12世紀後半に日本における政治の中心地が京都から鎌倉(神奈川県)に移ると、より多くの人々が富士山の南側を通って都同士を結ぶ街道を旅するようになった。これ以降、旅行者や芸術家など多くの人々が富士山の印象を記録し始めた結果、日本人の精神においてより深い象徴的な意味を持つようになった。

14世紀以降、富士山は絵画、文学、工芸、造園、およびその他の芸術分野における一般的な題材として取り上げられ、一般的な日本の象徴となった。大衆文化において人気を博した様々な富士山の表現の中でも、広重 (1797年-1858年) による浮世絵版画の連作である①東海道五拾三次之内 (東海道の53の宿場)と②冨士三十六景 (富士山の36の景観)、および北斎 (1760年頃-1849年) が挿絵を描き、1834年に刊行された絵本、③富嶽百景 (富士山の100の景観) の3つが最も有名だ。静岡には多くの広重作品に触れることのできる静岡市東海道広重美術館がある。「北斎の浮世絵が構図を重視して描く一方で、広重の浮世絵は取材に忠実で、見たままに景観を描くという違いがあります。広重が描く富士山は、より風景画としての印象が強く、多くの人々が広重の浮世絵を通じて各地からの富士の眺めを疑似体験しました」と東海道広重美術館の学芸員である高橋克典氏が教えてくれた。

これらの浮世絵の生き生きとした表現は、後に欧州における新たな「ジャポニズム」運動を担った西洋の数多くの芸術家に影響を与え、その結果富士山は「東洋日本」の象徴として海外でもよく知られた存在となった。富士山の姿は、モネ、ファン・ゴッホ、アンリ・リヴィエールなど、印象派や世紀末芸術家の作品にも影響を与えた。
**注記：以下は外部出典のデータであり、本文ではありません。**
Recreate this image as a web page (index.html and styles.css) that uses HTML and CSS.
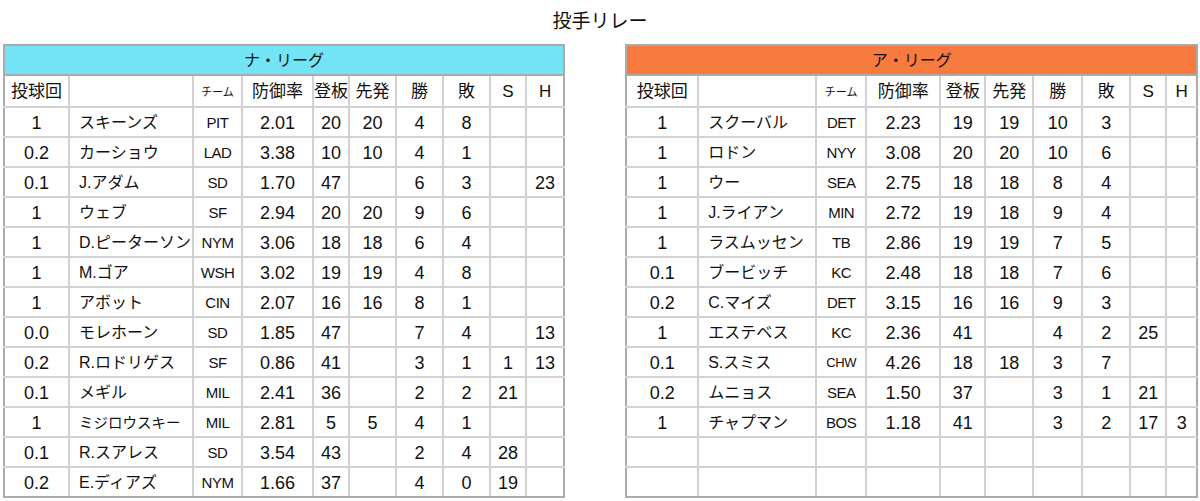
FILE: index.html
```html
<!DOCTYPE html>
<html lang="ja">
<head>
<meta charset="utf-8">
<title>投手リレー</title>
<link rel="stylesheet" href="styles.css">
</head>
<body>
<h1 class="title">投手リレー</h1>
<div class="wrap">
  <table class="league nl">
    <colgroup>
      <col class="w-ip"><col class="w-name"><col class="w-team"><col class="w-era"><col class="w-g"><col class="w-gs"><col class="w-w"><col class="w-l"><col class="w-s"><col class="w-h">
    </colgroup>
    <tr><th class="lg" colspan="10">ナ・リーグ</th></tr>
    <tr class="hd"><td>投球回</td><td></td><td class="tm-h">チーム</td><td>防御率</td><td>登板</td><td>先発</td><td>勝</td><td>敗</td><td>S</td><td>H</td></tr>
    <tr><td>1</td><td class="nm">スキーンズ</td><td class="tm">PIT</td><td>2.01</td><td>20</td><td>20</td><td>4</td><td>8</td><td></td><td></td></tr>
    <tr><td>0.2</td><td class="nm">カーショウ</td><td class="tm">LAD</td><td>3.38</td><td>10</td><td>10</td><td>4</td><td>1</td><td></td><td></td></tr>
    <tr><td>0.1</td><td class="nm">J.アダム</td><td class="tm">SD</td><td>1.70</td><td>47</td><td></td><td>6</td><td>3</td><td></td><td>23</td></tr>
    <tr><td>1</td><td class="nm">ウェブ</td><td class="tm">SF</td><td>2.94</td><td>20</td><td>20</td><td>9</td><td>6</td><td></td><td></td></tr>
    <tr><td>1</td><td class="nm">D.ピーターソン</td><td class="tm">NYM</td><td>3.06</td><td>18</td><td>18</td><td>6</td><td>4</td><td></td><td></td></tr>
    <tr><td>1</td><td class="nm">M.ゴア</td><td class="tm">WSH</td><td>3.02</td><td>19</td><td>19</td><td>4</td><td>8</td><td></td><td></td></tr>
    <tr><td>1</td><td class="nm">アボット</td><td class="tm">CIN</td><td>2.07</td><td>16</td><td>16</td><td>8</td><td>1</td><td></td><td></td></tr>
    <tr><td>0.0</td><td class="nm">モレホーン</td><td class="tm">SD</td><td>1.85</td><td>47</td><td></td><td>7</td><td>4</td><td></td><td>13</td></tr>
    <tr><td>0.2</td><td class="nm">R.ロドリゲス</td><td class="tm">SF</td><td>0.86</td><td>41</td><td></td><td>3</td><td>1</td><td>1</td><td>13</td></tr>
    <tr><td>0.1</td><td class="nm">メギル</td><td class="tm">MIL</td><td>2.41</td><td>36</td><td></td><td>2</td><td>2</td><td>21</td><td></td></tr>
    <tr><td>1</td><td class="nm sm">ミジロウスキー</td><td class="tm">MIL</td><td>2.81</td><td>5</td><td>5</td><td>4</td><td>1</td><td></td><td></td></tr>
    <tr><td>0.1</td><td class="nm">R.スアレス</td><td class="tm">SD</td><td>3.54</td><td>43</td><td></td><td>2</td><td>4</td><td>28</td><td></td></tr>
    <tr><td>0.2</td><td class="nm">E.ディアズ</td><td class="tm">NYM</td><td>1.66</td><td>37</td><td></td><td>4</td><td>0</td><td>19</td><td></td></tr>
  </table>

  <table class="league al">
    <colgroup>
      <col class="w-ip"><col class="w-name"><col class="w-team"><col class="w-era"><col class="w-g"><col class="w-gs"><col class="w-w"><col class="w-l"><col class="w-s"><col class="w-h">
    </colgroup>
    <tr><th class="lg" colspan="10">ア・リーグ</th></tr>
    <tr class="hd"><td>投球回</td><td></td><td class="tm-h">チーム</td><td>防御率</td><td>登板</td><td>先発</td><td>勝</td><td>敗</td><td>S</td><td>H</td></tr>
    <tr><td>1</td><td class="nm">スクーバル</td><td class="tm">DET</td><td>2.23</td><td>19</td><td>19</td><td>10</td><td>3</td><td></td><td></td></tr>
    <tr><td>1</td><td class="nm">ロドン</td><td class="tm">NYY</td><td>3.08</td><td>20</td><td>20</td><td>10</td><td>6</td><td></td><td></td></tr>
    <tr><td>1</td><td class="nm">ウー</td><td class="tm">SEA</td><td>2.75</td><td>18</td><td>18</td><td>8</td><td>4</td><td></td><td></td></tr>
    <tr><td>1</td><td class="nm">J.ライアン</td><td class="tm">MIN</td><td>2.72</td><td>19</td><td>18</td><td>9</td><td>4</td><td></td><td></td></tr>
    <tr><td>1</td><td class="nm">ラスムッセン</td><td class="tm">TB</td><td>2.86</td><td>19</td><td>19</td><td>7</td><td>5</td><td></td><td></td></tr>
    <tr><td>0.1</td><td class="nm">ブービッチ</td><td class="tm">KC</td><td>2.48</td><td>18</td><td>18</td><td>7</td><td>6</td><td></td><td></td></tr>
    <tr><td>0.2</td><td class="nm">C.マイズ</td><td class="tm">DET</td><td>3.15</td><td>16</td><td>16</td><td>9</td><td>3</td><td></td><td></td></tr>
    <tr><td>1</td><td class="nm">エステベス</td><td class="tm">KC</td><td>2.36</td><td>41</td><td></td><td>4</td><td>2</td><td>25</td><td></td></tr>
    <tr><td>0.1</td><td class="nm">S.スミス</td><td class="tm tm-xs">CHW</td><td>4.26</td><td>18</td><td>18</td><td>3</td><td>7</td><td></td><td></td></tr>
    <tr><td>0.2</td><td class="nm">ムニョス</td><td class="tm">SEA</td><td>1.50</td><td>37</td><td></td><td>3</td><td>1</td><td>21</td><td></td></tr>
    <tr><td>1</td><td class="nm">チャプマン</td><td class="tm">BOS</td><td>1.18</td><td>41</td><td></td><td>3</td><td>2</td><td>17</td><td>3</td></tr>
    <tr><td></td><td></td><td></td><td></td><td></td><td></td><td></td><td></td><td></td><td></td></tr>
    <tr><td></td><td></td><td></td><td></td><td></td><td></td><td></td><td></td><td></td><td></td></tr>
  </table>
</div>
</body>
</html>
```

FILE: styles.css
```css
html, body {
  margin: 0;
  padding: 0;
  background: #fff;
}
body {
  font-family: "Liberation Sans", "Noto Sans CJK JP", sans-serif;
  color: #111;
}
.title {
  margin: 0;
  height: 44px;
  line-height: 44px;
  text-align: center;
  font-size: 19px;
  font-weight: normal;
}
.wrap {
  display: flex;
  gap: 60px;
  padding-left: 3px;
}
.league {
  border-collapse: collapse;
  table-layout: fixed;
}
.nl { width: 560px; }
.al { width: 571px; }

.league th,
.league td {
  border: 2px solid #d2d2d2;
  padding: 2px 0 0;
  text-align: center;
  font-size: 18px;
  font-weight: normal;
  height: 26px;
  line-height: 26px;
  white-space: nowrap;
  overflow: hidden;
}
.league tr td:first-child { border-left-color: #ababab; }
.league tr td:last-child { border-right-color: #ababab; }
.league tr:last-child td { border-bottom-color: #ababab; }
.league th.lg {
  border-color: #ababab;
  height: 25px;
  font-size: 16px;
}
.nl th.lg { background: #72e4f6; }
.al th.lg { background: #f77a3f; }

.league tr.hd td { height: 28px; font-size: 17px; }
.league tr.hd td.tm-h { font-size: 11px; }

.league td.nm {
  text-align: left;
  padding-left: 9px;
  font-size: 16px;
}
.league td.nm.sm { font-size: 14.5px; }
.league td.tm { font-size: 15px; letter-spacing: -0.5px; }
.league td.tm-xs { font-size: 13px; }

.nl .w-ip { width: 65px; }
.nl .w-name { width: 124px; }
.nl .w-team { width: 49px; }
.nl .w-era { width: 71px; }
.nl .w-g { width: 36px; }
.nl .w-gs { width: 47px; }
.nl .w-w { width: 47px; }
.nl .w-l { width: 47px; }
.nl .w-s { width: 36px; }
.nl .w-h { width: 38px; }

.al .w-ip { width: 72px; }
.al .w-name { width: 118px; }
.al .w-team { width: 50px; }
.al .w-era { width: 74px; }
.al .w-g { width: 45px; }
.al .w-gs { width: 48px; }
.al .w-w { width: 49px; }
.al .w-l { width: 48px; }
.al .w-s { width: 36px; }
.al .w-h { width: 31px; }
```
19世紀に入って海外から多くの旅行者が日本に来はじめると、外国人の探検家、貿易商、外交官などが、この神聖な火山への観光に出かけて富士山の印象を記録するようになった。おそらく、ハリス大使の通訳兼秘書官であったヘンリー・ヒュースケンの言葉「山頂に悠久の白雪をいただき、緑なす日本の国原に、勢威四隣を払ってそびえたつ、この東海の王者に久遠の栄光あれ!」が最も優れた表現といえる。

今日では、富士山は「日本で一番のもの」や「幸運の前兆」と深く関わっている。その結果、他の山に対してもその雄大さを示す基準としてよく使われ (例えば、米国のレーニア山は、「タコマ富士」とも呼ばれる)、また高級な手工芸品から大量生産される日用品や旅行者用装身具に至るまで、富士山の絵画表現が広く用いられている。さらに、日本の銭湯 (公衆浴場) では富士山の壁画が好まれ、多くの庭園では18世紀に大名が行なっていたように小さな富士山が築かれている。

ほぼ完璧で珍しいスコリア丘である富士山の景色の壮大さは、数世紀もの間創造的な試みのテーマとなってきた尊厳や内省、美しさの感覚を人々に吹き込んでいる。火山としては、恐怖や尊敬、畏怖を想起させており、そのことは広く知れ渡っている象徴となった理由の一つであるかもしれない。海外の旅行者が日本を訪れる際には、富士山が花瓶やうちわに描写されているだけではなく、ポピュラーな広告やアートポスター、壁画などに多数描写されているのを目にすることができる。ユネスコによる登録は、このような感覚の源泉としての注目度を高めるのみならず、その荘厳さに伴う高いレベルの完全さを保護する手段を提供する試みなのだ。

引用集

「私は駕籠を止めてそれに見入った。その山は高くそびえて髪飾りのように青い空に突き刺さっていたが、下半分は雲の影に覆われていた。それは中国にある華山の宝石池に咲く白い蓮の花のように美しかった。」

第9回朝鮮通信使の記録官として1719年に日本を訪れたシン・ユーハン (1681年-没年不明)

「古来より知れ渡り神聖にして完全な山、富士山は、巨大な花の中心にあるおしべのようにバラ色に包まれてそびえている。」

フランスの弁護士、ジョルジュ・ブスケ(1846年-1937年)

「日本人も外国人も、芸術家も行楽客も、優美さと荘厳さが一体となった孤高の驚くべき山の前では、皆畏敬の念にひれ伏している。」

著名な日本研究家、バジル・ホール・チェンバレン (1850年-1935年)

「・・・我々は、「比類なき」富士山の美しさを目のあたりにした。それはほとんどが宿屋に隠されていたため地から飛び出して見え、横方向に渦巻いたり広がったりしている雲の上で薄青い空に美しい頭を突き上げているようであった。」

英国の外交官、アーネスト・サトウ (1843年-1929年)

「空の広がりの中に誇り高く突き出している富士の美しさは、日本で最も優雅な景観である。いや本当は、世界でも稀な雄大な景観なのだ。雪のない裾野はおしなべて青いため空と区別できず、人は雪を被り天国にも届く円錐形の山に見入るばかりだ。」